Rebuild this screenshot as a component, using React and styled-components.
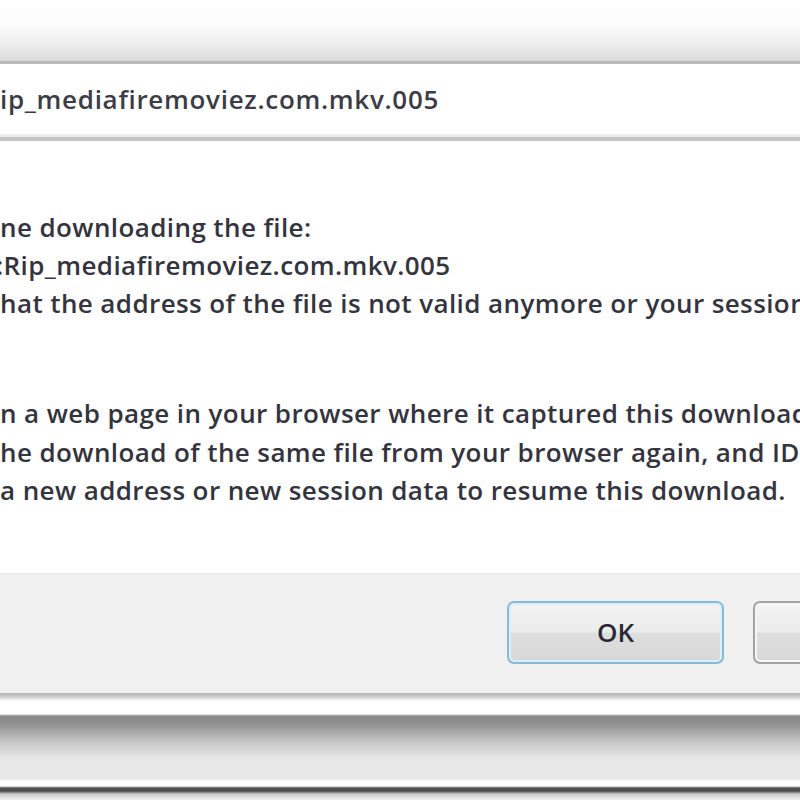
import React from "react";
import { styled, createGlobalStyle } from "styled-components";

const GlobalStyle = createGlobalStyle`
  html, body {
    margin: 0;
    padding: 0;
    background: #ffffff;
    overflow: hidden;
  }
  body {
    font-family: "Open Sans", "Noto Sans", sans-serif;
    color: #2f2f35;
  }
`;

const Dialog = styled.div`
  width: 800px;
  height: 800px;
  display: flex;
  flex-direction: column;
  background: #ffffff;
  overflow: hidden;
`;

const TitleStrip = styled.div`
  height: 61px;
  background: linear-gradient(
    to bottom,
    #ffffff 0%,
    #fcfcfc 40%,
    #ececec 75%,
    #dadada 100%
  );
`;

const FileField = styled.div`
  height: 70px;
  border-top: 3px solid #b9b9b9;
  border-bottom: 4px solid #c4c4c4;
  box-shadow: inset 0 -3px 0 #ededed;
  background: #ffffff;
  display: flex;
  align-items: center;
  padding: 0 0 3px;
  font-size: 26px;
  font-weight: 600;
  letter-spacing: 0.7px;
  white-space: nowrap;
  overflow: hidden;
  color: #3c3c46;
`;

const Body = styled.div`
  flex: 1;
  display: flex;
  flex-direction: column;
  gap: 70px;
  padding-top: 67px;
  background: #ffffff;
  overflow: hidden;
`;

const Paragraph = styled.div`
  display: flex;
  flex-direction: column;
`;

const Line = styled.div`
  font-size: 26px;
  font-weight: 600;
  line-height: ${(p) => p.$lh || 38}px;
  white-space: nowrap;
  letter-spacing: 0.4px;
  color: #34343e;
  margin-left: ${(p) => p.$indent || 0}px;
`;

const Footer = styled.div`
  height: 120px;
  background: #f0f0f0;
  border-top: 1px solid #e9e9e9;
  display: flex;
  align-items: center;
  gap: 29px;
  padding-left: 507px;
  box-sizing: border-box;
  overflow: hidden;
`;

const Button = styled.button`
  flex: none;
  width: 217px;
  height: 63px;
  margin-top: -2px;
  border-radius: 7px;
  border: 2px solid ${(p) => (p.$default ? "#86bcd6" : "#a3a3a3")};
  box-shadow: inset 0 0 0 2px ${(p) => (p.$default ? "#d9eef7" : "#f6f6f6")};
  background: linear-gradient(
    to bottom,
    #f4f4f4 0%,
    #ececec 48%,
    #dedede 52%,
    #d7d7d7 100%
  );
  font-family: "Open Sans", "Noto Sans", sans-serif;
  font-size: 26px;
  font-weight: 600;
  color: #2a2a34;
  padding: 0 0 2px;
`;

// window frame edge under the dialog: separator, shadow band and dark rim
const FrameBottom = styled.div`
  height: 107px;
  background: linear-gradient(
    to bottom,
    #b4b4b4 0px,
    #d8d8d8 5px,
    #ffffff 8px,
    #ffffff 21px,
    #8a8a8a 23px,
    #8e8e8e 30px,
    #c9c9c9 50px,
    #e6e6e6 65px,
    #e8e8e8 86px,
    #ffffff 88px,
    #ffffff 93px,
    #555555 95px,
    #4a4a4a 98px,
    #c8c8c8 101px,
    #f2f2f2 107px
  );
`;

export default function App() {
  return (
    <>
      <GlobalStyle />
      <Dialog>
        <TitleStrip />
        <FileField>ip_mediafiremoviez.com.mkv.005</FileField>
        <Body>
          <Paragraph>
            <Line>ne downloading the file:</Line>
            <Line $indent={-4}>:Rip_mediafiremoviez.com.mkv.005</Line>
            <Line $lh={39}>hat the address of the file is not valid anymore or your session has expired.</Line>
          </Paragraph>
          <Paragraph>
            <Line $lh={40}>n a web page in your browser where it captured this download from</Line>
            <Line $lh={38}>he download of the same file from your browser again, and IDM will</Line>
            <Line $lh={38}>a new address or new session data to resume this download.</Line>
          </Paragraph>
        </Body>
        <Footer>
          <Button $default>OK</Button>
          <Button>Cancel</Button>
        </Footer>
        <FrameBottom />
      </Dialog>
    </>
  );
}
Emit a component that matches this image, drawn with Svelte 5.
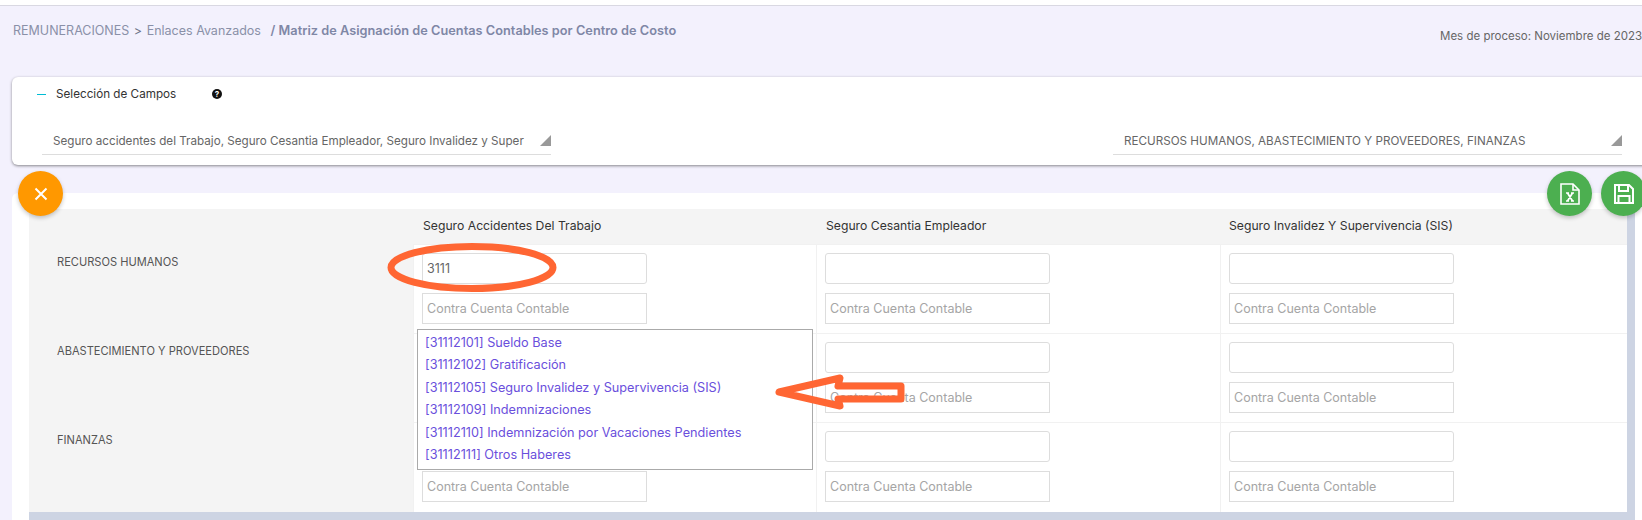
<script>
    const columns = ["Seguro Accidentes Del Trabajo", "Seguro Cesantia Empleador", "Seguro Invalidez Y Supervivencia (SIS)"];
    const rows = ["RECURSOS HUMANOS", "ABASTECIMIENTO Y PROVEEDORES", "FINANZAS"];
    const suggestions = [
        "[31112101] Sueldo Base",
        "[31112102] Gratificación",
        "[31112105] Seguro Invalidez y Supervivencia (SIS)",
        "[31112109] Indemnizaciones",
        "[31112110] Indemnización por Vacaciones Pendientes",
        "[31112111] Otros Haberes"
    ];
</script>

<div class="page">
    <div class="topline"></div>

    <header class="heading">
        <div class="crumbs">
            <span>REMUNERACIONES</span>
            <span class="sep">&gt;</span>
            <span>Enlaces Avanzados</span>
            <strong>/ Matriz de Asignación de Cuentas Contables por Centro de Costo</strong>
        </div>
        <div class="period">Mes de proceso: Noviembre de 2023</div>
    </header>

    <section class="card fields">
        <div class="fieldsTitle">
            <span class="dash"></span>
            <span class="titleText">Selección de Campos</span>
            <span class="help">?</span>
        </div>
        <div class="selects">
            <div class="select">
                <span>Seguro accidentes del Trabajo, Seguro Cesantia Empleador, Seguro Invalidez y Super</span>
                <i class="arrow"></i>
            </div>
            <div class="select">
                <span>RECURSOS HUMANOS, ABASTECIMIENTO Y PROVEEDORES, FINANZAS</span>
                <i class="arrow"></i>
            </div>
        </div>
    </section>

    <section class="card matrix">
        <button class="fab cancel" aria-label="Cancelar">
            <svg width="14" height="14" viewBox="0 0 14 14"><path d="M1.5 1.5l11 11M12.5 1.5l-11 11" stroke="#fff" stroke-width="2" fill="none"/></svg>
        </button>
        <button class="fab excel" aria-label="Exportar">
            <svg width="20" height="22" viewBox="0 0 20 22" fill="none" stroke="#fff" stroke-width="1.6">
                <path d="M1 1h12l6 6v14H1z"/>
                <path d="M13 1v6h6"/>
                <path d="M6 10h3M11 10h3M6 18h3M11 18h3M7.5 10l5 8M12.5 10l-5 8" stroke-width="1.7"/>
            </svg>
        </button>
        <button class="fab save" aria-label="Guardar">
            <svg width="20" height="20" viewBox="0 0 20 20" fill="none" stroke="#fff" stroke-width="2">
                <path d="M1 1h14l4 4v14H1z"/>
                <path d="M5 1v6h9V1M4.500 19v-7h11v7"/>
            </svg>
        </button>

        <div class="tableWrap">
            <div class="table">
                <div class="corner"></div>
                {#each columns as col}
                    <div class="colHead">{col}</div>
                {/each}
                {#each rows as row, r}
                    <div class="rowHead">{row}</div>
                    {#each columns as col, c}
                        <div class="cell">
                            <input type="text" class="account" value={r === 0 && c === 0 ? "3111" : ""} />
                            <input type="text" class="contra" placeholder="Contra Cuenta Contable" />
                            {#if r === 0 && c === 0}
                                <ul class="suggest">
                                    {#each suggestions as item}
                                        <li>{item}</li>
                                    {/each}
                                </ul>
                            {/if}
                        </div>
                    {/each}
                {/each}
            </div>
        </div>
    </section>

    <!-- hand drawn marks on top of the screenshot -->
    <svg class="marks" width="1642" height="520" viewBox="0 0 1642 520" fill="none" stroke="#ff6633" stroke-width="7" stroke-linejoin="round">
        <ellipse cx="472" cy="267.500" rx="81" ry="21"/>
        <path d="M779 392L840 378L838 386H901V399H838L840 406Z"/>
    </svg>
</div>

<style>
    :global(body) {
        margin: 0;
        background: #fff;
    }
    .page {
        position: relative;
        width: 1642px;
        height: 520px;
        overflow: hidden;
        background: #f3f1fd;
        font-family: Inter, "Liberation Sans", sans-serif;
    }
    .topline {
        height: 5px;
        background: #fff;
        border-bottom: 1px solid #d9d8e2;
    }
    .heading {
        display: flex;
        justify-content: space-between;
        height: 71px;
        padding-left: 13px;
        box-sizing: border-box;
        white-space: nowrap;
    }
    .crumbs {
        padding-top: 17px;
        font-size: 12.500px;
        line-height: 16px;
        color: #8a90a8;
    }
    .sep {
        margin: 0 1px;
        color: #6f7488;
    }
    .crumbs strong {
        margin-left: 6px;
        color: #7f87a6;
        font-size: 12.750px;
        font-weight: 600;
        word-spacing: 0.1px;
    }
    .period {
        width: 202px;
        flex: none;
        padding-top: 22px;
        font-size: 11.500px;
        line-height: 16px;
        color: #666;
        overflow: hidden;
    }
    .card {
        margin-left: 12px;
        width: 1640px;
        background: #fff;
        border-radius: 6px;
    }
    .fields {
        height: 88px;
        box-shadow: 0 1px 3px rgba(0, 0, 0, 0.45);
    }
    .fieldsTitle {
        display: flex;
        align-items: center;
        height: 34px;
        padding-left: 25px;
    }
    .dash {
        width: 9px;
        height: 1px;
        background: #00bcd4;
    }
    .titleText {
        margin-left: 10px;
        width: 156px;
        font-size: 11.700px;
        color: #333;
    }
    .help {
        width: 10px;
        height: 10px;
        border-radius: 50%;
        background: #111;
        color: #fff;
        font-size: 8px;
        font-weight: 700;
        line-height: 10px;
        text-align: center;
    }
    .selects {
        display: flex;
        justify-content: space-between;
        width: 1580px;
        margin: 10px 0 0 30px;
    }
    .select {
        position: relative;
        box-sizing: border-box;
        width: 509px;
        height: 34px;
        padding: 13px 0 0 11px;
        border-bottom: 1px solid #ddd;
        font-size: 11.660px;
        line-height: 14px;
        color: #666;
        white-space: nowrap;
    }
    .arrow {
        position: absolute;
        right: 0;
        bottom: 8px;
        width: 11px;
        height: 11px;
        background: #999;
        clip-path: polygon(100% 0, 100% 100%, 0 100%);
    }
    .matrix {
        position: relative;
        margin-top: 28px;
        padding: 16px 0 0 17px;
        height: 400px;
        box-sizing: border-box;
    }
    .tableWrap {
        width: 1606px;
        box-sizing: border-box;
        padding: 0 8px 9px 0;
        background: #cdd4e3;
    }
    .table {
        display: grid;
        grid-template-columns: 384px 403px 404px 407px;
        grid-template-rows: 35px 89px 89px 90px;
        background: #f4f4f4;
    }
    .colHead {
        padding: 9px 0 0 10px;
        font-size: 12.200px;
        line-height: 16px;
        color: #333;
    }
    .colHead:nth-child(4) {
        padding-left: 9px;
    }
    .rowHead {
        padding: 10px 0 0 28px;
        font-size: 11.100px;
        line-height: 16px;
        color: #555;
    }
    .cell {
        position: relative;
        display: flex;
        flex-direction: column;
        gap: 9px;
        padding: 8px;
        background: #fff;
        border-top: 1px solid #f1f1f1;
        border-left: 1px solid #f1f1f1;
    }
    input {
        box-sizing: border-box;
        width: 225px;
        height: 31px;
        padding: 0 4px;
        border: 1px solid #ddd;
        background: #fff;
        color: #666;
        font-family: inherit;
        font-size: 12.500px;
        outline: none;
    }
    .account {
        border-radius: 3px;
    }
    .contra::placeholder {
        color: #a5a5a5;
        opacity: 1;
    }
    .suggest {
        position: absolute;
        z-index: 2;
        top: 84px;
        left: 3px;
        width: 396px;
        height: 141px;
        box-sizing: border-box;
        margin: 0;
        padding: 2px 7px;
        list-style: none;
        background: #fff;
        border: 1px solid #aaa;
    }
    .suggest li {
        height: 22.400px;
        font-size: 12.700px;
        line-height: 22.400px;
        color: #6a4fdc;
        white-space: nowrap;
    }
    .fab {
        position: absolute;
        z-index: 3;
        top: -22px;
        display: flex;
        align-items: center;
        justify-content: center;
        width: 45px;
        height: 45px;
        padding: 0;
        border: 0;
        border-radius: 50%;
        box-shadow: 0 2px 4px rgba(0, 0, 0, 0.22);
    }
    .cancel {
        left: 6px;
        background: #ff9800;
    }
    .excel {
        left: 1535px;
        background: #4caf50;
    }
    .save {
        left: 1589px;
        background: #4caf50;
    }
    .marks {
        position: absolute;
        z-index: 5;
        top: 0;
        left: 0;
        pointer-events: none;
    }
</style>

────────

> _THE PROBLEM_: Show each line of the listing that holds the string "drawn".

> _FULL OUTPUT_:
Emit a component that matches this image, drawn with Svelte 5.
    <!-- hand drawn marks on top of the screenshot -->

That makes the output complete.